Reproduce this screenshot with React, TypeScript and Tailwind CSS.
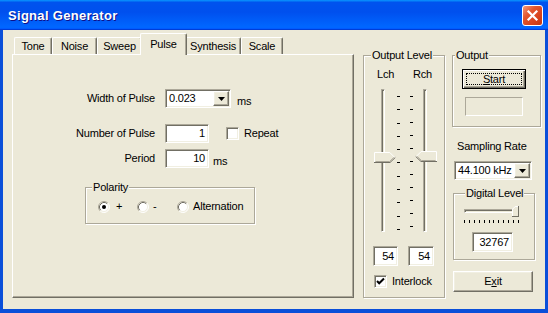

========

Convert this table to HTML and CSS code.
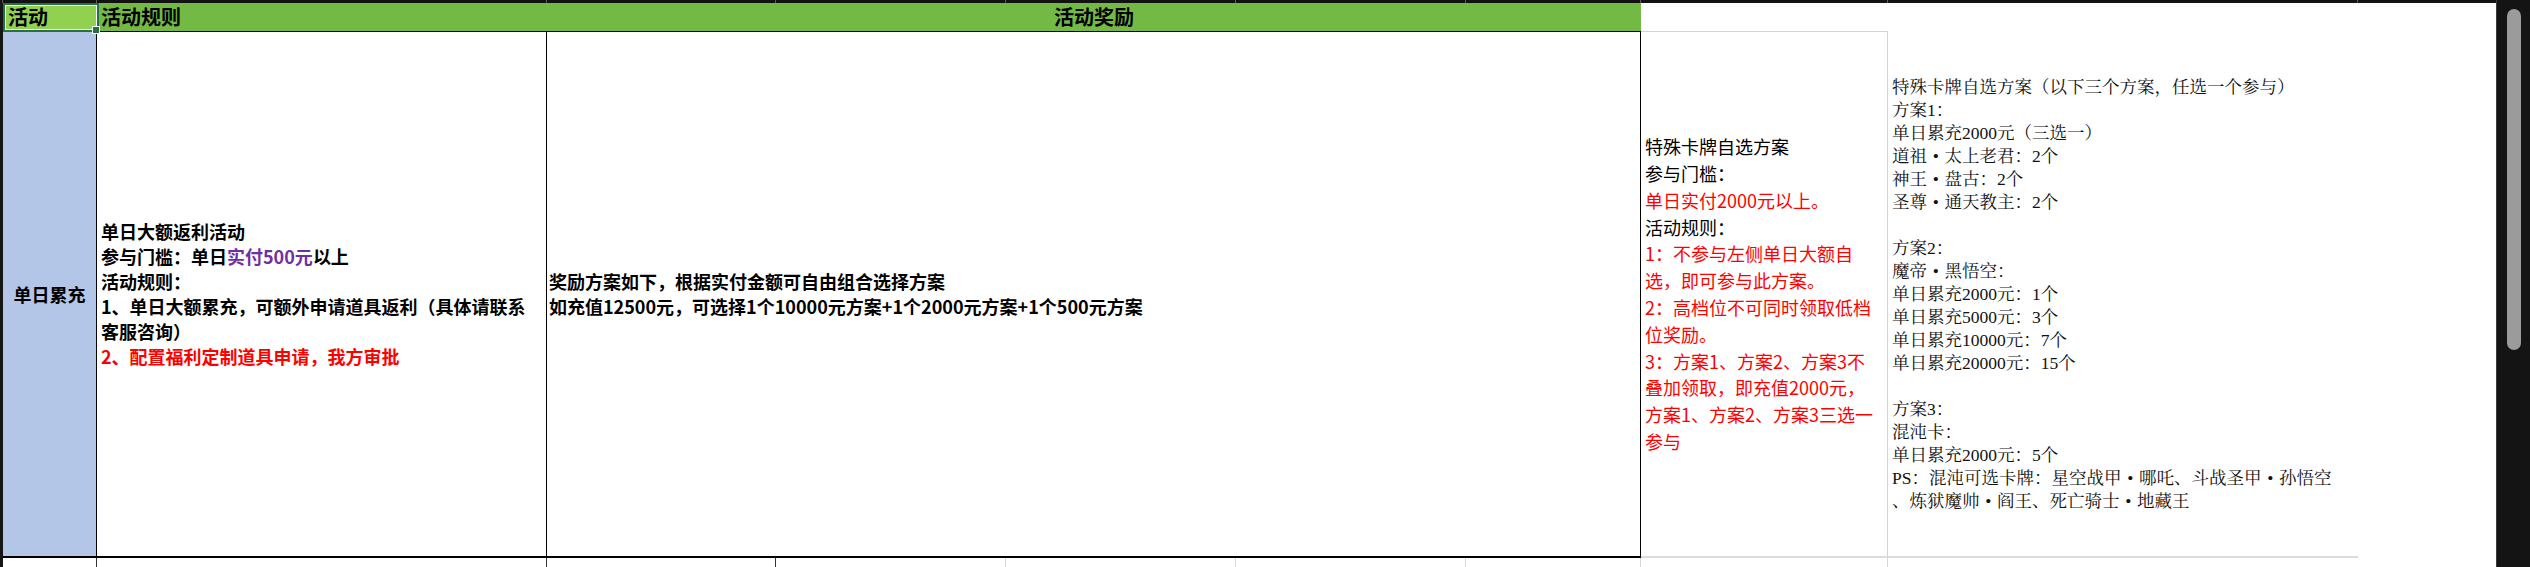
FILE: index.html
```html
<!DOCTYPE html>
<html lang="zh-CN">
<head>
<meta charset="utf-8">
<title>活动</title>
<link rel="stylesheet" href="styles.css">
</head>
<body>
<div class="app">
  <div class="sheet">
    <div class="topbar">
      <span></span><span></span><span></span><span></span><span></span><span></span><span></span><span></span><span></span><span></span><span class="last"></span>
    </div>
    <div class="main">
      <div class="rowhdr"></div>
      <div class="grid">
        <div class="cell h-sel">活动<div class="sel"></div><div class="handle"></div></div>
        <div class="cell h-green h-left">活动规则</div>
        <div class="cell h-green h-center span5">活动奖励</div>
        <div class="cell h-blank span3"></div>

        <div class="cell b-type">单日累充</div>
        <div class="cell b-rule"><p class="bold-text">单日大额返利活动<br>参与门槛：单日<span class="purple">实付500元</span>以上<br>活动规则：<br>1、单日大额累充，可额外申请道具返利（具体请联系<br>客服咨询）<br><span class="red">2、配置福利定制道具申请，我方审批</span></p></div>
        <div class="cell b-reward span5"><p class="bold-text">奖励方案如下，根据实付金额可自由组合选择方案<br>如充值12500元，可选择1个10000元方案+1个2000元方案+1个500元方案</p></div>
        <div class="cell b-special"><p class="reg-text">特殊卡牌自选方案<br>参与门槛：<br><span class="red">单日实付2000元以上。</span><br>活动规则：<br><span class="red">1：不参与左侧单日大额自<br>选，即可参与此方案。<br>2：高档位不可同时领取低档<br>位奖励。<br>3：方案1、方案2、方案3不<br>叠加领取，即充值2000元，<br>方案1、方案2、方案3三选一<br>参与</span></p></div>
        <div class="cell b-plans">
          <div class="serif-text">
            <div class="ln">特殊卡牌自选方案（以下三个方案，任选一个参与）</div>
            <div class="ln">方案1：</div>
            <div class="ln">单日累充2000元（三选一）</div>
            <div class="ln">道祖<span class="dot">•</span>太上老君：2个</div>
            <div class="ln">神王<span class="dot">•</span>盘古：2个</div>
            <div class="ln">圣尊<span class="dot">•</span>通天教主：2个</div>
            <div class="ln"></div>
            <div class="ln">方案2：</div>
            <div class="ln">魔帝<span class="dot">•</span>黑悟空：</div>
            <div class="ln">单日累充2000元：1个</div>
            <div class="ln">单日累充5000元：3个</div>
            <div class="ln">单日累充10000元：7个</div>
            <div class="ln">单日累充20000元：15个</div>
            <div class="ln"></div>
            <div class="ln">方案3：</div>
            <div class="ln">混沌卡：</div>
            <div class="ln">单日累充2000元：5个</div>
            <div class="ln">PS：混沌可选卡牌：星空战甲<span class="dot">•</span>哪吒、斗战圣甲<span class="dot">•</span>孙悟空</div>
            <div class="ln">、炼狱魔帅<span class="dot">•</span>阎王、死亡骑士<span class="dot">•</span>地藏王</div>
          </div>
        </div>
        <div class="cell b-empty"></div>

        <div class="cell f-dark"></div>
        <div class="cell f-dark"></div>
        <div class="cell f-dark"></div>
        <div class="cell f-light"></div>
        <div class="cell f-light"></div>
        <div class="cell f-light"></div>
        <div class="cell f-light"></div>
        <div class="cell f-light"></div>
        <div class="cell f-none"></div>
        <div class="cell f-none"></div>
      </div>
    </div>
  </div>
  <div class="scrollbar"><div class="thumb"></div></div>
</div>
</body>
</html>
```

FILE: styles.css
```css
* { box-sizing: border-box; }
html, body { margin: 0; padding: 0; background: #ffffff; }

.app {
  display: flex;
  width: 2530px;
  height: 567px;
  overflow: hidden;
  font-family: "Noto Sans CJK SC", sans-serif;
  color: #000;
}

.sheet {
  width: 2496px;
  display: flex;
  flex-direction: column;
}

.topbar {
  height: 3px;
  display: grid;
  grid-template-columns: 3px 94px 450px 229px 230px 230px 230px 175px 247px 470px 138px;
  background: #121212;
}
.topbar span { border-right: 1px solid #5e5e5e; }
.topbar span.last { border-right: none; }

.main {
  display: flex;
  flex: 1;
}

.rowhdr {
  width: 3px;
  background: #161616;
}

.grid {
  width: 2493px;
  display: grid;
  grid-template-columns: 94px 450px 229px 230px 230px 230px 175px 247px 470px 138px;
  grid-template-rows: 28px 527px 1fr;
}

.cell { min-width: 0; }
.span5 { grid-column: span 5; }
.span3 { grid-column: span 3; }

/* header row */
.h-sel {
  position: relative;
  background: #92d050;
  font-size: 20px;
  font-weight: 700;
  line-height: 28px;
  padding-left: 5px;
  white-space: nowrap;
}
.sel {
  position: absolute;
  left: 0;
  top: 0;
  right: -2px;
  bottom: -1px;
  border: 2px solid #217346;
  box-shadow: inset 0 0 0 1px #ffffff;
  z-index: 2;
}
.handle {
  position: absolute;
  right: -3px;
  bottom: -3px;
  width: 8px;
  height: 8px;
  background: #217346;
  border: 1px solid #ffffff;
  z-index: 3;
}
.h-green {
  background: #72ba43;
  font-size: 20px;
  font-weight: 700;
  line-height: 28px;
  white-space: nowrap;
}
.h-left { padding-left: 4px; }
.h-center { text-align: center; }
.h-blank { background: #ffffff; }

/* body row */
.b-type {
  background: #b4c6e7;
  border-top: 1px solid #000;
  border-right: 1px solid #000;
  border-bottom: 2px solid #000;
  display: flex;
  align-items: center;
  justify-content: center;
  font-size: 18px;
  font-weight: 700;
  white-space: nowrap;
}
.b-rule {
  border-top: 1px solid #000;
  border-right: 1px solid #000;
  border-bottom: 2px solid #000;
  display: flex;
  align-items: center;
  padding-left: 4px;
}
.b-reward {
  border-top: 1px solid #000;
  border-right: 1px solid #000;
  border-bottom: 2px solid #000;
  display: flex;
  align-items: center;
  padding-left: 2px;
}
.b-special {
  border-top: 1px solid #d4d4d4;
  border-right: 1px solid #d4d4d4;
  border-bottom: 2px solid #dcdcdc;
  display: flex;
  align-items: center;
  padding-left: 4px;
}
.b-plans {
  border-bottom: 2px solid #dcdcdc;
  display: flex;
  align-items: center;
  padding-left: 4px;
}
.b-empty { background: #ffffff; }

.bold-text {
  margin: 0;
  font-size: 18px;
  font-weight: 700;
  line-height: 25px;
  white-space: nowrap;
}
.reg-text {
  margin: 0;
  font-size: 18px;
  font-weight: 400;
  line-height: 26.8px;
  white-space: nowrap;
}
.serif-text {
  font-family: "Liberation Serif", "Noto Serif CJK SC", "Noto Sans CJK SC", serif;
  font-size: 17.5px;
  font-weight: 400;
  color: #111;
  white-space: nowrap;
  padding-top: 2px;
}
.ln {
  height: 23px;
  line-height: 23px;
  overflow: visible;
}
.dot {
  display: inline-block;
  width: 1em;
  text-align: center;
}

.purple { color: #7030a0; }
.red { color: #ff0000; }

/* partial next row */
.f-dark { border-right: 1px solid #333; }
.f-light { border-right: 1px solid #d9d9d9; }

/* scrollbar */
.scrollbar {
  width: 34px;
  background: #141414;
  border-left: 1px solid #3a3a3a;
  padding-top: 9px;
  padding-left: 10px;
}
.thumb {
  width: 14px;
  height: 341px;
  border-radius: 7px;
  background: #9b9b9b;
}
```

========

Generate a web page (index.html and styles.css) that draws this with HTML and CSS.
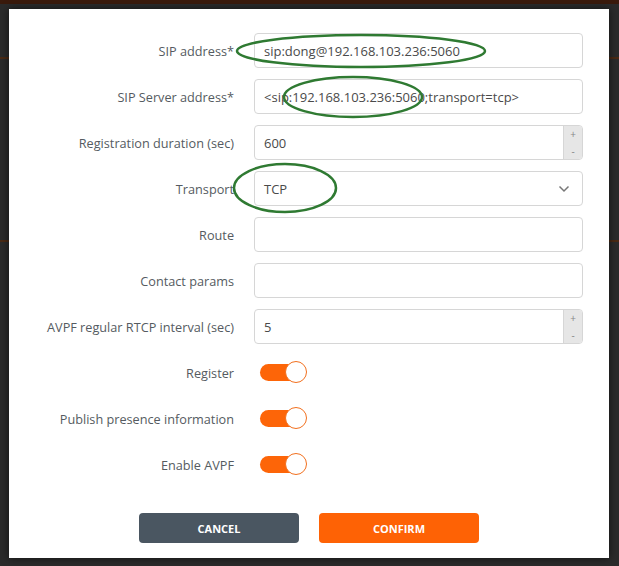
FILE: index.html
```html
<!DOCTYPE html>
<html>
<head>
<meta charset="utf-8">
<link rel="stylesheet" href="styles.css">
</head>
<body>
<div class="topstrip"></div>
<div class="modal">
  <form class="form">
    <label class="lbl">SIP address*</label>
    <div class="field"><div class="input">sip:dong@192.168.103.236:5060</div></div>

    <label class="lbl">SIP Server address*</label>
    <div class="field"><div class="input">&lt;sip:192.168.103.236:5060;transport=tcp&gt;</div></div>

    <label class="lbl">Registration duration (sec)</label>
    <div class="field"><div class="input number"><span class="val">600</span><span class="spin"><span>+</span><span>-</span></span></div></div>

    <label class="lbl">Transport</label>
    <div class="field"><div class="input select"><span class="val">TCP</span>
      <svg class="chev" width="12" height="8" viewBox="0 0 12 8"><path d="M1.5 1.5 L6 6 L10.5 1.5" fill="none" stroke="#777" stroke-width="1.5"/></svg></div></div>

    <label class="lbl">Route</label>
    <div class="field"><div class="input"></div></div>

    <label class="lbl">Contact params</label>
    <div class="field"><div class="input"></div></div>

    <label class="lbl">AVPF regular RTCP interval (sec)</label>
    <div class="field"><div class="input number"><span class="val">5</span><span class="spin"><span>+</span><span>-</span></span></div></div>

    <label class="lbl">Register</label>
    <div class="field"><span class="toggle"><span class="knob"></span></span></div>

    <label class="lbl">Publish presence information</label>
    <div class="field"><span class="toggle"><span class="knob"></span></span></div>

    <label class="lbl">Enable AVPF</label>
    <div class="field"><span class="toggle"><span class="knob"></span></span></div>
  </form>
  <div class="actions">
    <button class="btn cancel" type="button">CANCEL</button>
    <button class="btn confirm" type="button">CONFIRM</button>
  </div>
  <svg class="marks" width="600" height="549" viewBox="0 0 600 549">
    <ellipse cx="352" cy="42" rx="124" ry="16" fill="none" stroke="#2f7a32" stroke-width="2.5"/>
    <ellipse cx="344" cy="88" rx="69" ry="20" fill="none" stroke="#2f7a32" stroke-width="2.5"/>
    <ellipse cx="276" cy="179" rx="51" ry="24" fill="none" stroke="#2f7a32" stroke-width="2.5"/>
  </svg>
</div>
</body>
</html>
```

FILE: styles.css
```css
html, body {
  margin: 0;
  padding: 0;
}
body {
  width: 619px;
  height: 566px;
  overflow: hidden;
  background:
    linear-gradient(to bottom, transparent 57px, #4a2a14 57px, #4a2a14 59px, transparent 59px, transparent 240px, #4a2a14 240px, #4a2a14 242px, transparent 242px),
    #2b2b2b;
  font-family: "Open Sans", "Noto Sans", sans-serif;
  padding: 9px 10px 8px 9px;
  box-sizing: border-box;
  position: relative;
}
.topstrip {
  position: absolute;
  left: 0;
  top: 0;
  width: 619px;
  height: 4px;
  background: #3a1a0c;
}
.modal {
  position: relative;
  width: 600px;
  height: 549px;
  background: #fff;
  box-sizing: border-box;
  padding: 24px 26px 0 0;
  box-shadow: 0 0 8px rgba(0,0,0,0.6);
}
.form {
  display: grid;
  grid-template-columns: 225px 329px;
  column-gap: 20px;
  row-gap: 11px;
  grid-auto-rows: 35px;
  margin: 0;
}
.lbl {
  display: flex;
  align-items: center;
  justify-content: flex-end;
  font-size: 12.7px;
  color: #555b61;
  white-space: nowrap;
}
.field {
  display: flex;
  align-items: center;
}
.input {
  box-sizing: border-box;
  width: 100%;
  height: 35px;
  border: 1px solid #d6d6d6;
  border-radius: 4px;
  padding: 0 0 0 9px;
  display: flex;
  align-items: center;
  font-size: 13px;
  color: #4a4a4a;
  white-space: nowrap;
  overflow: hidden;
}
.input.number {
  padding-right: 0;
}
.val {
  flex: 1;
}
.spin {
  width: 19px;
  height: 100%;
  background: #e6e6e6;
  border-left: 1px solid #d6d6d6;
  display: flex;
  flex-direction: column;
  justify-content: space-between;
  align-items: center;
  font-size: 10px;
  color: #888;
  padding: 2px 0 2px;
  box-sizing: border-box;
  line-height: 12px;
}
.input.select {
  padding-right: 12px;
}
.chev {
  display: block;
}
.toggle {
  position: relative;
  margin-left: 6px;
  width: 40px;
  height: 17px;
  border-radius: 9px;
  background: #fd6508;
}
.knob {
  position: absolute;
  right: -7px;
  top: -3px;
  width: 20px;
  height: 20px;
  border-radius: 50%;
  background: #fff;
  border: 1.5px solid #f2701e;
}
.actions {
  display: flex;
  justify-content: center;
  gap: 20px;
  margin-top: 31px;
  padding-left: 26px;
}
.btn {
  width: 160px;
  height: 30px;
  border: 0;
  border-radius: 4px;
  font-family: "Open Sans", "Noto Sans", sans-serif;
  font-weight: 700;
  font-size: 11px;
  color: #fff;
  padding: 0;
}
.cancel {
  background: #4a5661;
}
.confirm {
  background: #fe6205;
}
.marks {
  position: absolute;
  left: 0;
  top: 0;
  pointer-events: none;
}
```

========

* _PROBLEM TO SOLVE_
Search the entries for the string "with" and collect each line that has it.

* _CORRECT RESULT_
Reproduce this screenshot with React, TypeScript and Tailwind CSS.
Generate a web page (index.html and styles.css) that draws this with HTML and CSS.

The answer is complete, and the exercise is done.